Page last updated at 02:13 GMT, Friday, 26 December 2008

Guinea junta seeks to allay fears

Guinea's coup leader Capt Moussa Dadis Camara (right)
Capt Camara says he wants to rid Guinea of corruption

Guinea's military coup leaders have invited foreign diplomats to a meeting to "reassure the international community" about their intentions.

The rebels said the talks would be held in the capital Conakry on Saturday.

There has been international condemnation of Tuesday's coup, but it was welcomed by some people in Guinea.

Capt Moussa Dadis Camara led the revolt just hours after the death of veteran strongman President Lansana Conte, who is due to be buried later on Friday.

Sick and tired of despotic rule under the former president and his hugely corrupt government, Guineans are pinning their hopes on the military, the BBC's West Africa correspondent Will Ross says.

On Thursday, Guinean Prime Minister Ahmed Tidiane Souare and some 30 other ministers submitted to the coup leaders.

Government leaders had previously insisted they were still in control.

'Free elections'

In a statement read on Guinea's national radio, the junta said the meeting with foreign envoys would be held at 1200 GMT.

The council has no ambitions to hold on to power
Capt Camara
Coup leader

The rebels also said they would hold separate talks on Saturday with leaders of Guinea's political parties and civil society groups.

Capt Camara, a junior army officer, has declared himself Guinea's new president and head of the junta's new National Council for Democracy and Development (CNDD).

On Thursday, he said the new 32-member ruling council replacing the government and other institutions would hold "free, credible and transparent elections" in December 2010, when Mr Conte's presidential term would have ended.

"The council has no ambitions to hold on to power. The only reason is the need to safeguard territorial integrity. That is the only reason. There is no ulterior motive," he said.

Capt Camara also said he had no intention of standing in the elections and that he wanted to restore order to the country and rid it of corruption.

World reaction

The African Union, European Union and United States have condemned the coup.

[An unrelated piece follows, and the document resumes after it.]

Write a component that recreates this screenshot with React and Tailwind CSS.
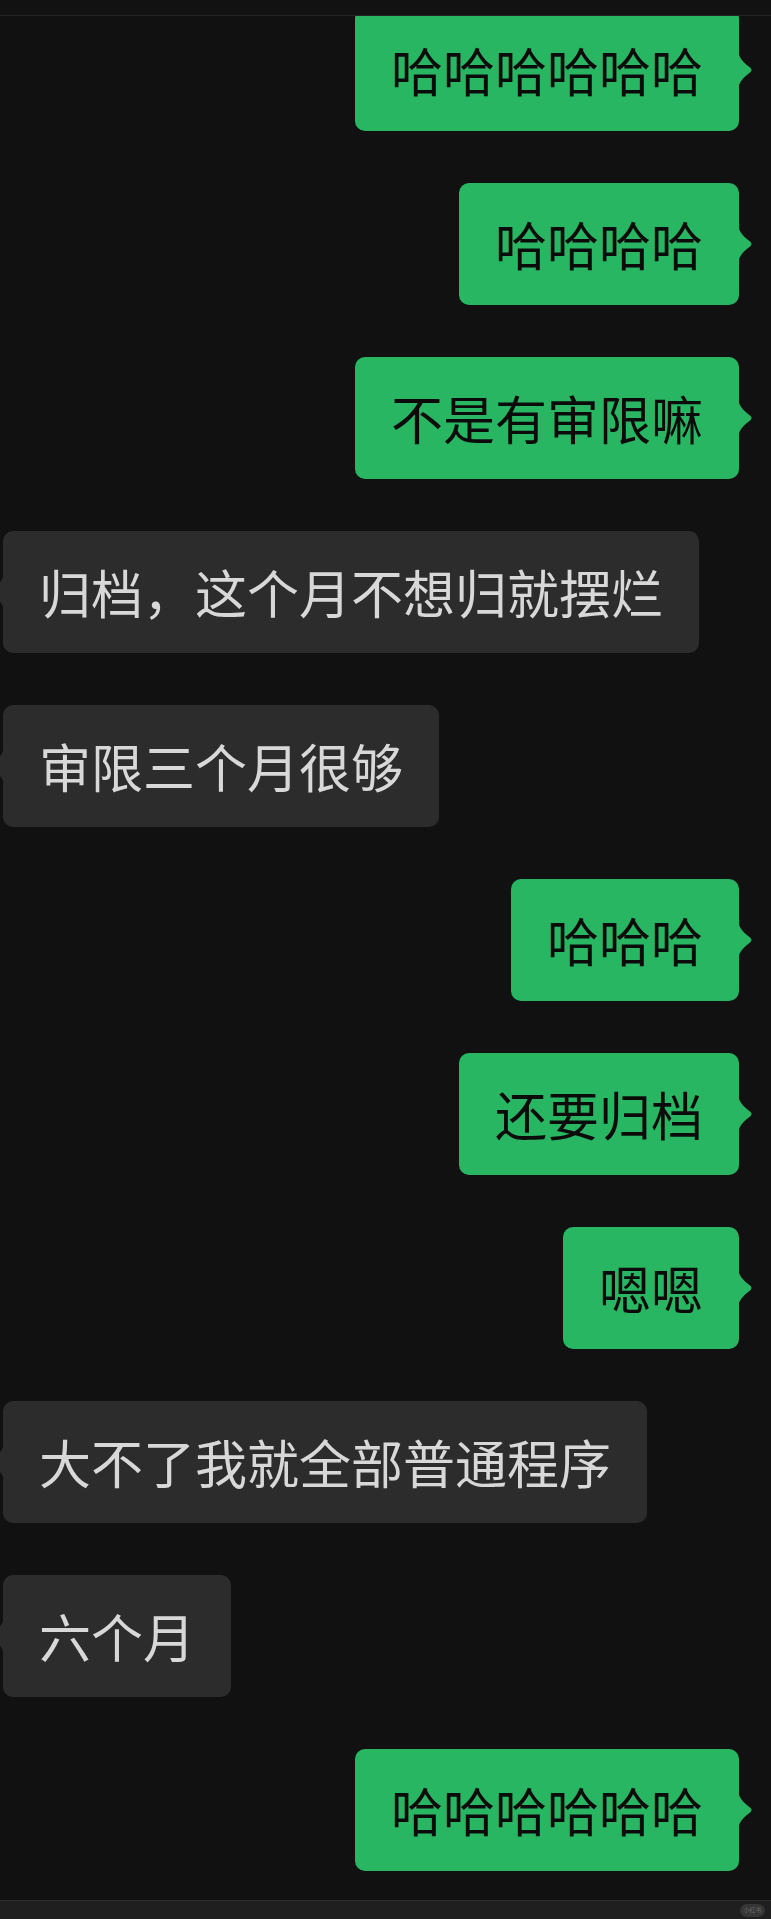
const messages = [
  { from: 'me', text: '哈哈哈哈哈哈' },
  { from: 'me', text: '哈哈哈哈' },
  { from: 'me', text: '不是有审限嘛' },
  { from: 'them', text: '归档，这个月不想归就摆烂' },
  { from: 'them', text: '审限三个月很够' },
  { from: 'me', text: '哈哈哈' },
  { from: 'me', text: '还要归档' },
  { from: 'me', text: '嗯嗯' },
  { from: 'them', text: '大不了我就全部普通程序' },
  { from: 'them', text: '六个月' },
  { from: 'me', text: '哈哈哈哈哈哈' },
]

function Tail({ side, color }) {
  const path = 'M0 0 C2 7 5 10 12 15.5 Q15 18 12 20.5 C5 26 2 29 0 36 Z'
  return (
    <svg
      width="15"
      height="36"
      viewBox="0 0 15 36"
      className={
        side === 'right'
          ? 'absolute top-1/2 -translate-y-1/2 right-[-14px]'
          : 'absolute top-1/2 -translate-y-1/2 left-[-14px] -scale-x-100'
      }
    >
      <path d={path} fill={color} />
    </svg>
  )
}

function Bubble({ from, text }) {
  const mine = from === 'me'
  return (
    <div className={mine ? 'flex justify-end pr-[32px]' : 'flex justify-start pl-[3px]'}>
      <div
        className={
          mine
            ? 'relative h-[122px] flex items-center px-[36px] rounded-[10px] bg-[#28b663] text-[#0b0b0b]'
            : 'relative h-[122px] flex items-center px-[36px] rounded-[10px] bg-[#2c2c2c] text-[#d8d8d8]'
        }
      >
        <span className="text-[52px] leading-none whitespace-nowrap">{text}</span>
        <Tail side={mine ? 'right' : 'left'} color={mine ? '#28b663' : '#2c2c2c'} />
      </div>
    </div>
  )
}

export default function App() {
  return (
    <div
      className="w-[771px] h-[1919px] bg-[#111111] flex flex-col overflow-hidden"
      style={{ fontFamily: '"Noto Sans CJK SC", "Noto Sans", sans-serif' }}
    >
      <div className="h-[16px] shrink-0 bg-[#121212] border-b border-[#232323]" />
      <div className="flex-1 overflow-hidden">
        <div className="mt-[-7px] flex flex-col gap-[52px]">
          {messages.map((m, i) => (
            <Bubble key={i} from={m.from} text={m.text} />
          ))}
        </div>
      </div>
      <div className="h-[19px] shrink-0 bg-[#1f1f1f] border-t border-[#2e2e2e] flex items-center justify-end pr-[6px]">
        <div className="h-[13px] w-[25px] rounded-full bg-[#363636] flex items-center justify-center text-[6px] leading-none text-[#6a6a6a]">
          小红书
        </div>
      </div>
    </div>
  )
}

We need a change, change that will benefit all Guineans. We pray for a good leader
Amara, Nzerekore

The US embassy in Conakry called for an immediate return to civilian rule in Guinea, saying the junta's announcement that elections would not be held for two years was unacceptable.

France, which currently holds the EU presidency, also said a vote should be held soon.

"The presidency points out the importance of respecting time limits and within the first half of 2009 holding democratic and transparent elections," the office of French President Nicolas Sarkozy said in a statement.

Guinea's two main opposition groups also urged the junta to stage elections in a year's time.


International condemnation of the coup appears to be at odds with the opinion of the Guinean people, the BBC's Will Ross says.


Celebrations in Conarky

On Wednesday, thousands of people took to the streets and cheered the man many now refer to as President Camara, as the military paraded him through the capital.

President Conte, 74, died on Monday night and renegade soldiers moved to seize power in the hours afterwards, taking control of state radio and television.

His funeral is to take place in his home village.

According to Guinea's constitution, the speaker of its parliament, Aboubacar Sompare, should be in charge of the government until elections are held in 60 days.